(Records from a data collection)
◇ ◇ ◇ ◇ ◇ ◇ ◇

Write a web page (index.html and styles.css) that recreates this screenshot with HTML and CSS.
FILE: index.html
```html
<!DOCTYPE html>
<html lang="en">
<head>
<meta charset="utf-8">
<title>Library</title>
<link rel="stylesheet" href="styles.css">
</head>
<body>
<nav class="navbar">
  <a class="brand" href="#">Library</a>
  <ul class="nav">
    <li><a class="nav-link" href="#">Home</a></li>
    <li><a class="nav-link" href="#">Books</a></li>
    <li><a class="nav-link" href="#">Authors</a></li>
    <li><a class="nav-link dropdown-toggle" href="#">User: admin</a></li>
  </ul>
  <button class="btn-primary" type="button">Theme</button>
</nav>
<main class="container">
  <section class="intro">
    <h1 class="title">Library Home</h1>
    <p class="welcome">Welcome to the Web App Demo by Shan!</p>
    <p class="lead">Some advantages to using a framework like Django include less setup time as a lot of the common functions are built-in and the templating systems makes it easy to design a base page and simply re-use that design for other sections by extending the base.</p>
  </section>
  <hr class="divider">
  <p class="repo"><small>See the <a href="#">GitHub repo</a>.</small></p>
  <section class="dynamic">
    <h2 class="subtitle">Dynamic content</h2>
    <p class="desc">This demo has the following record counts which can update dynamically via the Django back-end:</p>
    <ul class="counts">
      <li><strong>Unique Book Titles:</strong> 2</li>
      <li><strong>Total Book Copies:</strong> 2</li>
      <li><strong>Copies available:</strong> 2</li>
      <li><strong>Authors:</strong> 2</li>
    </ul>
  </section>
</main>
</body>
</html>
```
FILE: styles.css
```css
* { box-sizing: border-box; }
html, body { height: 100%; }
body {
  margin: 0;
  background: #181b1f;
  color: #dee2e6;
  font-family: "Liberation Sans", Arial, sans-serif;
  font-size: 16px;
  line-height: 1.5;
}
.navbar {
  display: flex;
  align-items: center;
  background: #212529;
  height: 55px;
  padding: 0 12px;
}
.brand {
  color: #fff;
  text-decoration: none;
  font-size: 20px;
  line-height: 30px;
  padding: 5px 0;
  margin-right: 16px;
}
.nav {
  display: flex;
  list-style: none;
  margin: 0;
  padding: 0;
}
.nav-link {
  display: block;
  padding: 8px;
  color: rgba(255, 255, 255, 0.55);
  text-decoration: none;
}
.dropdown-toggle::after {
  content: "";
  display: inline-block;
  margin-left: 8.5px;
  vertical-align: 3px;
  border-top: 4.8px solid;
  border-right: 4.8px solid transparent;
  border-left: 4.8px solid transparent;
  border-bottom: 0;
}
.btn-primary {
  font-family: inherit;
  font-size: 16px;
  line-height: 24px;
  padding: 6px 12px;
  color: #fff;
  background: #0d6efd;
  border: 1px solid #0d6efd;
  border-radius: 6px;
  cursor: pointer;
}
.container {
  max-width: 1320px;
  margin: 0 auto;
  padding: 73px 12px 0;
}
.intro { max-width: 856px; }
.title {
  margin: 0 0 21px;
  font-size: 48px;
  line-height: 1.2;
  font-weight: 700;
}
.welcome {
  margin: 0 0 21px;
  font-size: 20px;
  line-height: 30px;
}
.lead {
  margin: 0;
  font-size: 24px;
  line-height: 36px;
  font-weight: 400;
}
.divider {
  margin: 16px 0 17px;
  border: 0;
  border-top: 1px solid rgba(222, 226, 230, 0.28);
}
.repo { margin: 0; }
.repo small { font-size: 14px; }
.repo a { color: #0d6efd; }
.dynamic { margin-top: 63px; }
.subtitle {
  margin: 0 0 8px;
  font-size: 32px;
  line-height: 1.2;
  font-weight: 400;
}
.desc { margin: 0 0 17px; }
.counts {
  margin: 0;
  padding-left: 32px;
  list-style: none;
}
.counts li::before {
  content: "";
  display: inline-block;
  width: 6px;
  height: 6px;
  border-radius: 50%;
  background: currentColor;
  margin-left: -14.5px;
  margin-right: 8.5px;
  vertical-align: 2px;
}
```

◇ ◇ ◇ ◇ ◇ ◇ ◇

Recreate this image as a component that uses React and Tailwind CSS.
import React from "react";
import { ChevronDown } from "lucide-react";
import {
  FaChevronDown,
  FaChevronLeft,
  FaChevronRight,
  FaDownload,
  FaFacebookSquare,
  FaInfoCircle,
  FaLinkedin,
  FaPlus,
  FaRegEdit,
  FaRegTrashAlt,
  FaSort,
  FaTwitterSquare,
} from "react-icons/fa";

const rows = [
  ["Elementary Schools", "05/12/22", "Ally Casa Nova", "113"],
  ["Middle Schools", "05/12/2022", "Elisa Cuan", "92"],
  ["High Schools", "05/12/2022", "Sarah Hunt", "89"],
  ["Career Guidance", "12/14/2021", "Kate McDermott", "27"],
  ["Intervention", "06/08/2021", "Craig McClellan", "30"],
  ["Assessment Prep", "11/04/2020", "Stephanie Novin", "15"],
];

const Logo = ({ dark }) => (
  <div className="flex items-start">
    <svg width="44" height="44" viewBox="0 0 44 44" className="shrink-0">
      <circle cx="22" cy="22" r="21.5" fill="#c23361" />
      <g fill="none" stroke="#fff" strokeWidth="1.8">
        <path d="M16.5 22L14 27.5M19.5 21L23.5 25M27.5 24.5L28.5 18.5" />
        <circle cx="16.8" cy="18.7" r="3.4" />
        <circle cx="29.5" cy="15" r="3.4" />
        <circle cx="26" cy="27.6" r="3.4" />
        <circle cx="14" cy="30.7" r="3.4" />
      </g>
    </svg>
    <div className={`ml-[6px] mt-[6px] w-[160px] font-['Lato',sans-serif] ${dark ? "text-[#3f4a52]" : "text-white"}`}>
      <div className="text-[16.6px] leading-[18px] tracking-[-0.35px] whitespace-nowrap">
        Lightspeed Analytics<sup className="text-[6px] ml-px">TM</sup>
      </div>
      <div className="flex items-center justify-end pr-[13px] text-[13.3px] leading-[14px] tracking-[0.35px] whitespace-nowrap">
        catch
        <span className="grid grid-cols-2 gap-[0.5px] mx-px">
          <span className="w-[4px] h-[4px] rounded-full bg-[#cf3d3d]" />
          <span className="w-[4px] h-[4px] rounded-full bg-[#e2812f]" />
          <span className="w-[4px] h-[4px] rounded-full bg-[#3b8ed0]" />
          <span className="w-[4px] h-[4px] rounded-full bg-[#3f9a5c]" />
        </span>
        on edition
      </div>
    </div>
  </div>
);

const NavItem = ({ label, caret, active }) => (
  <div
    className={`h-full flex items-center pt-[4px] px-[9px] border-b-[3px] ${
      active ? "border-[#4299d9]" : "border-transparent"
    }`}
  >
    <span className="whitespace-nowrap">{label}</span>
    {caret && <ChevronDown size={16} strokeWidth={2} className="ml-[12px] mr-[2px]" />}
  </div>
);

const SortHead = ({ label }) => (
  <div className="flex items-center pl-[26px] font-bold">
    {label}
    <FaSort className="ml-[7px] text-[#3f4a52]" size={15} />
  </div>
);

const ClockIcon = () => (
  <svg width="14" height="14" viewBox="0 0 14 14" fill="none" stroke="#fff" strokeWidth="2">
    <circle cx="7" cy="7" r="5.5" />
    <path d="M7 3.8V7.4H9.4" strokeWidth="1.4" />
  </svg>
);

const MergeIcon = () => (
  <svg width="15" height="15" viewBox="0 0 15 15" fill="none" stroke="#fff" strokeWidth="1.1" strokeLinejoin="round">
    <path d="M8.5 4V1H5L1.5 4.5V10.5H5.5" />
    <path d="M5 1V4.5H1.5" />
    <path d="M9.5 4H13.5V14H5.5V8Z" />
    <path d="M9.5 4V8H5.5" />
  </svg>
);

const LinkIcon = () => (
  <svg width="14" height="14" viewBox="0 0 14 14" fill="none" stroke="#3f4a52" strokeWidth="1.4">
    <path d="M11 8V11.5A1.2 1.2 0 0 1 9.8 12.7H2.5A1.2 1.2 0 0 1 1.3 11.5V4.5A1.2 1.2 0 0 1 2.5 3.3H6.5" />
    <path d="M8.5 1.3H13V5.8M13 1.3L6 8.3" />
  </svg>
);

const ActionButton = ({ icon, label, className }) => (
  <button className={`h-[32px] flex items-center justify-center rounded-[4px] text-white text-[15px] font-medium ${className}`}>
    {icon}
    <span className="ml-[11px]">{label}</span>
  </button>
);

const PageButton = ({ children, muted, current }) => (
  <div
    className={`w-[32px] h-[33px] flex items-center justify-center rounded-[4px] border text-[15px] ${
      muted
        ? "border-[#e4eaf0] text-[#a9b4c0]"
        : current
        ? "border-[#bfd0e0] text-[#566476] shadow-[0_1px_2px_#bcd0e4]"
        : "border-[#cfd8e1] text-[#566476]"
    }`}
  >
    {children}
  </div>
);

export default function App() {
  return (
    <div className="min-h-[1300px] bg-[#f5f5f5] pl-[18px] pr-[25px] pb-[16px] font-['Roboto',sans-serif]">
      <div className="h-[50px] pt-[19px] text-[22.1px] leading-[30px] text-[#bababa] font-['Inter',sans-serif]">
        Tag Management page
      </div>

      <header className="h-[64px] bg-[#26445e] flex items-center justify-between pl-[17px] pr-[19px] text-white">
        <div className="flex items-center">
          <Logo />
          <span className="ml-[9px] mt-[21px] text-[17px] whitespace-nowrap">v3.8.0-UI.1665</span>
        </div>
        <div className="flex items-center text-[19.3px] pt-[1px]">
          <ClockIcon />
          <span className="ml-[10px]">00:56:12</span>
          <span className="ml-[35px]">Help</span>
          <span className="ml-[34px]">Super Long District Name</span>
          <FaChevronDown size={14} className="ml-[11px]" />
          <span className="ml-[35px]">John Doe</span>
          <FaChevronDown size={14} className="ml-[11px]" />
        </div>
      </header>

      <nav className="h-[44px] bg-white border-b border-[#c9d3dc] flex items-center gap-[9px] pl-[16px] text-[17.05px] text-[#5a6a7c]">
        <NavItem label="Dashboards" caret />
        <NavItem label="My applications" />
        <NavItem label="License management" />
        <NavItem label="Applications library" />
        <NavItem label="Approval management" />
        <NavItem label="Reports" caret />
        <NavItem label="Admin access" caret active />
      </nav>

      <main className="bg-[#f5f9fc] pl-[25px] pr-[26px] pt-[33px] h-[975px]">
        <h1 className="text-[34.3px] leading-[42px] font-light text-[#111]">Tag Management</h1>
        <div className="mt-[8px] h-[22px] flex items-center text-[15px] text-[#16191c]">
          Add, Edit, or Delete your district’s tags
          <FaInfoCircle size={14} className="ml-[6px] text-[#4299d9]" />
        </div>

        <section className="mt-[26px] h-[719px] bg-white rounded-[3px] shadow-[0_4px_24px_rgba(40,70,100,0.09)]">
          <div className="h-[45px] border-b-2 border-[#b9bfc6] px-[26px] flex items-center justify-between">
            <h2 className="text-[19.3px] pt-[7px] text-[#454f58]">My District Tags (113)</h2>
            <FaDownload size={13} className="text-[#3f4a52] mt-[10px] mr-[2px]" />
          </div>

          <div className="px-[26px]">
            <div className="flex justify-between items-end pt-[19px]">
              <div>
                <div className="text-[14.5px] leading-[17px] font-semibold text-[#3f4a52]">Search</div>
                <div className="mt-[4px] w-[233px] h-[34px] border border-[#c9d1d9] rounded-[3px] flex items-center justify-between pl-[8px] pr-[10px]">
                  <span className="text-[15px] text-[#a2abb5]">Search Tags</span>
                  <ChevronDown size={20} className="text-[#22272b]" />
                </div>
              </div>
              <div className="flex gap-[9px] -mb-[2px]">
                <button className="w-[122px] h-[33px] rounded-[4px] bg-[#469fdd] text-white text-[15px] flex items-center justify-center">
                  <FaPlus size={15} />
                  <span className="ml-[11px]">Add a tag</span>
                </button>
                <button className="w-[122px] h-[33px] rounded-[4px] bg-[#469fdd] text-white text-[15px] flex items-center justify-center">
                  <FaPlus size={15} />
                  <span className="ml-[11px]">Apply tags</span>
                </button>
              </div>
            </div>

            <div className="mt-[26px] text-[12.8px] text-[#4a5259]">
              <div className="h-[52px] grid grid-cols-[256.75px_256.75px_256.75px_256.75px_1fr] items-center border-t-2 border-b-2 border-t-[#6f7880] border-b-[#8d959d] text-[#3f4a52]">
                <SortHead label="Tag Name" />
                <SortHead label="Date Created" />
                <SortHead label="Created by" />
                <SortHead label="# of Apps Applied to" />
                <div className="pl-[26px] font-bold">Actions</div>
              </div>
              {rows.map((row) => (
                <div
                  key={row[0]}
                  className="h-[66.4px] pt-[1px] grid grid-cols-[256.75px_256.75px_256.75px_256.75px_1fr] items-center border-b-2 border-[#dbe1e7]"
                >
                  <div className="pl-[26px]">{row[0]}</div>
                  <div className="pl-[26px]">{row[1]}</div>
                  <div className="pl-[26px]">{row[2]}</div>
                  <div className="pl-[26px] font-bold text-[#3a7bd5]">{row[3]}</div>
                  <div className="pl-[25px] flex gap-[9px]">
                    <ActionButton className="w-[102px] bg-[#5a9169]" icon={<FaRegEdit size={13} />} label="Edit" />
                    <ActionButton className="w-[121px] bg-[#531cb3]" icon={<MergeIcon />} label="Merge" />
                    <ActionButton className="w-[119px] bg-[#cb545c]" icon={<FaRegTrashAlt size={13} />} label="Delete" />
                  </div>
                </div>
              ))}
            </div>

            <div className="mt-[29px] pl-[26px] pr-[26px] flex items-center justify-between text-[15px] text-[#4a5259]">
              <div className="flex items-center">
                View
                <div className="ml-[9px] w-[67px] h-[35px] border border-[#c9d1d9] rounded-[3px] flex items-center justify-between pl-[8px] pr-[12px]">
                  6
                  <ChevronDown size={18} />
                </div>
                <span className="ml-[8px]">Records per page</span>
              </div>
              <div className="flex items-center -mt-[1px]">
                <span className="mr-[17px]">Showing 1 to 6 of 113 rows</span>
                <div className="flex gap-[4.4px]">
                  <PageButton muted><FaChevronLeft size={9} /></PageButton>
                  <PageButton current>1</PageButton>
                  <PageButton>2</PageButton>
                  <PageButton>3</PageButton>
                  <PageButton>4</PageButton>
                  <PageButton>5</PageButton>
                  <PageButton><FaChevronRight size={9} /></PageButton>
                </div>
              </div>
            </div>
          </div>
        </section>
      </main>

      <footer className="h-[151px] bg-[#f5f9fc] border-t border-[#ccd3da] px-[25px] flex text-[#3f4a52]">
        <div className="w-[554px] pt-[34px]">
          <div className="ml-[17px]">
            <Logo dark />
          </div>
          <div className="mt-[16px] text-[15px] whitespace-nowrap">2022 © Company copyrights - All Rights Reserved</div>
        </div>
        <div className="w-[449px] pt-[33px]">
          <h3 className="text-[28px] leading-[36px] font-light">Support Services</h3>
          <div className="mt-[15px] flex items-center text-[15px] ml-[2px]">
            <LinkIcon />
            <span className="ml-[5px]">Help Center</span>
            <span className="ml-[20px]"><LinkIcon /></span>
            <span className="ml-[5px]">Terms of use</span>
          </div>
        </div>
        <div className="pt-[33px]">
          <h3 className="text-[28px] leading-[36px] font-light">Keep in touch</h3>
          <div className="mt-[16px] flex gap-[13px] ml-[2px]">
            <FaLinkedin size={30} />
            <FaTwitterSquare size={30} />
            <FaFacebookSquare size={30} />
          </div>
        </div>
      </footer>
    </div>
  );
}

◇ ◇ ◇ ◇ ◇ ◇ ◇

§ **TASK DESCRIPTION**:
In the records above, find each line with the word "index" and copy it.

§ **RESPONSE TO THIS EXERCISE**:
Write a web page (index.html and styles.css) that recreates this screenshot with HTML and CSS.
FILE: index.html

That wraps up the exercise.